こうした顧客の姿を見て、「何か着座したまま自分の好きな料理をとりわけ、次の人にお皿を譲る方法はないか」と、上述した細川力蔵氏が考えたみたいです。
開業時、雅叙園の建築を任せた棟梁(酒井久五郎氏)に細川氏が依頼して制作させた世界初の回転テーブル第1号は、修復され雅叙園の中華料理レストラン『旬遊紀』の個室(王城)で現役で活躍しているとの話。
ホテル雅叙園東京の方に提供してもらった写真を見ると、単に機能性だけではなく、見た目の美しさ、華やかさも追及したテーブルだと分かります。
また、創業者のおもてなしの心は、雅叙園で日本初の総合結婚式場のサービスも生み出したそう。美容室、写真室、神社での挙式、料亭やホテルでの披露宴と、当時の結婚式は全ての会場が異なり、移動が大変だったと言います。
そこで雅叙園は出雲大社より神霊を迎えて神社を作り、一カ所で全てが完結する総合結婚式場サービスを日本で初めて提供したと言います。今に至るまでに22万組の夫婦を送り出したそうですから、その実績もすごいですよね。
さて、回転テーブルが日本発祥だと知った中国人の反応は?
回転テーブルが日本発だと聞いて中国人はどう考える?
ところで日本発祥の回転テーブル、中国ではどう考えらえているのでしょうか? 上海に暮らす友人や、中国と太いパイプを持つ友人経由で、現地の中国人に聞いてもらったところ、
「知らなかった」
「そんなはずがない」
「うそだろう」
と、ほとんどの人が知らない様子。中国に仕事などで行く日本人には有名な話で、中国人に自慢する鉄板のネタではあるみたいですが、現地の人はたいてい信じないみたいですね。中には、
「日本人ならありえる」
「日本人なら確かに考えるかも」
という声やリアクションもある様子ですが、日本人でもびっくりするような話なのですから、中国人からすれば、なおさら信じられない話ですよね。
ただ、専門家からすれば、回転テーブルが中国で生まれるとは考えにくいと言います。ホテル雅叙園東京の広報の方から提供を受けた資料には、回転テーブルについて武蔵大学の文化人類学者・西澤治彦教授が味の素株式会社の会報誌に述べたコメントが紹介されています。
その内容をまとめると、回転テーブルは円卓を前提としています。しかし円卓が中国で普及した歴史は清朝末期から中華民国期と浅く、家庭でもレストランでも四角形のテーブルが一般的なのだとか。

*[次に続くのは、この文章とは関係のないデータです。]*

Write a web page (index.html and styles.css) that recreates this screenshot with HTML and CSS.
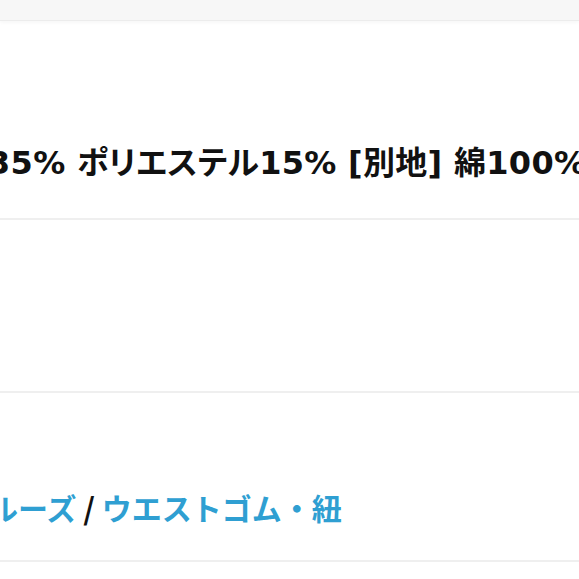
FILE: index.html
```html
<!DOCTYPE html>
<html lang="ja">
<head>
<meta charset="utf-8">
<link rel="stylesheet" href="styles.css">
</head>
<body>
<div class="topbar"></div>
<div class="row row-material">
  <p class="value">35% ポリエステル15% [別地] 綿100%</p>
</div>
<div class="row row-empty"></div>
<div class="row row-tags">
  <p class="tags"><a class="tag">ルーズ</a> / <a class="tag">ウエストゴム・紐</a></p>
</div>
</body>
</html>
```
FILE: styles.css
```css
html, body {
  margin: 0;
  padding: 0;
  background: #ffffff;
}
body {
  width: 579px;
  height: 579px;
  overflow: hidden;
  font-family: "Noto Sans CJK JP", "Noto Sans", sans-serif;
  color: #111;
}
.topbar {
  height: 20px;
  background: #f7f7f7;
  border-bottom: 1px solid #ececec;
  box-shadow: 0 2px 3px rgba(0,0,0,0.03);
}
.row {
  box-sizing: border-box;
  border-bottom: 2px solid #efefef;
  display: flex;
  align-items: flex-end;
  white-space: nowrap;
  overflow: hidden;
}
.row-material {
  height: 199px;
  padding-bottom: 37px;
}
.row-empty {
  height: 173px;
}
.row-tags {
  height: 169px;
  padding-bottom: 35px;
}
.value, .tags {
  margin: 0;
  font-weight: 700;
  line-height: 36px;
}
.value {
  font-family: "DejaVu Sans", "Noto Sans CJK JP", sans-serif;
  font-size: 32px;
  margin-left: -12px;
  letter-spacing: 0.3px;
  font-feature-settings: "palt";
}
.tags {
  font-size: 30px;
  margin-left: -12px;
  color: #111;
}
.tag {
  color: #2f9fd2;
}
```
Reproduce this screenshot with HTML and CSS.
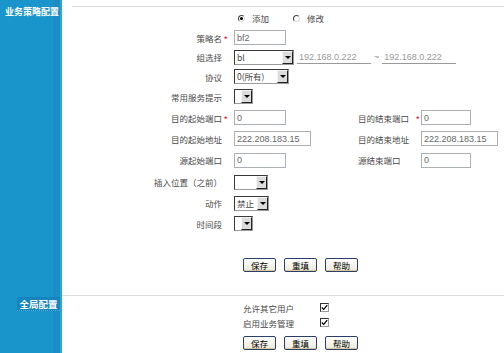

さらに主賓席が南面し、その左右に下位の席が続くなど、座席の席順が厳格に決まっている中国では、ゲストの座順に回転テーブルで料理を配ろうとすると、時計回りのように一方向ではなく、右に左にと交互に何度も座順に従ってテーブルの円盤を動かさなければならなくなると言います。
また、料理をホストが自らのはしで主賓の皿に取り分ける文化がある中国においては、回転式のテーブルでゲスト自身に料理を取らせるというスタイルがなじまないため、中国で回転テーブルが生まれたとは考えにくいのだとか。

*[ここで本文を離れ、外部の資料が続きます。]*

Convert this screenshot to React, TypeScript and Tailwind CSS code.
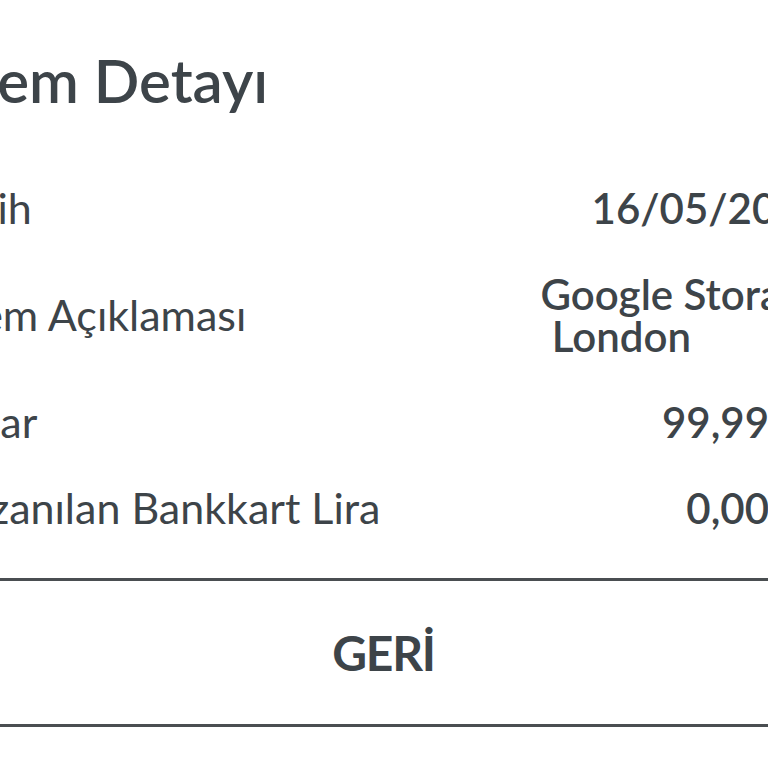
const rows: { label: string; value: string[] }[] = [
  { label: "Tarih", value: ["16/05/2020"] },
  { label: "İşlem Açıklaması", value: ["Google Storage", "London"] },
  { label: "Tutar", value: ["99,99 TL"] },
  { label: "Kazanılan Bankkart Lira", value: ["0,00 TL"] },
];

export default function App() {
  return (
    <div
      className="h-[768px] w-[768px] overflow-hidden bg-white text-[#3d4449]"
      style={{ fontFamily: "Lato, 'Noto Sans', sans-serif" }}
    >
      <div className="-ml-[60px] w-[887px] pt-[44px]">
        <h1 className="text-[60px] font-semibold leading-[72px] whitespace-nowrap">
          İşlem Detayı
        </h1>
        <dl className="mt-[71px] flex flex-col gap-[44px] pr-[2px]">
          {rows.map((row) => (
            <div key={row.label} className="flex items-center justify-between">
              <dt className="text-[43px] leading-[42px] whitespace-nowrap">
                {row.label}
              </dt>
              <dd className="flex flex-col items-end text-[42px] font-semibold leading-[42px] whitespace-nowrap">
                {row.value.map((line, i) => (
                  <span key={line} className={i === 1 ? "mr-[134px]" : ""}>
                    {line}
                  </span>
                ))}
              </dd>
            </div>
          ))}
        </dl>
        <button
          type="button"
          className="mt-[49px] flex h-[149px] w-full items-center justify-center border-y-[3px] border-[#4a4e51] text-[48px] font-bold tracking-tight"
        >
          GERİ
        </button>
      </div>
    </div>
  );
}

そういった文化的背景を踏まえても、やはり回転テーブルは日本で考案されたと考えて間違いないみたいですね。
以上、中華の回転テーブルは日本流のおもてなしの心が生んだという話をしましたが、いかがでしたか?
もちろん日本人の専売特許ではありませんが、おもてなしの心は日本人に脈々と受け継がれる、大きな特長の1つ。今後も日本人のホスピタリティが、どのようなサービスを生むのか大注目ですね。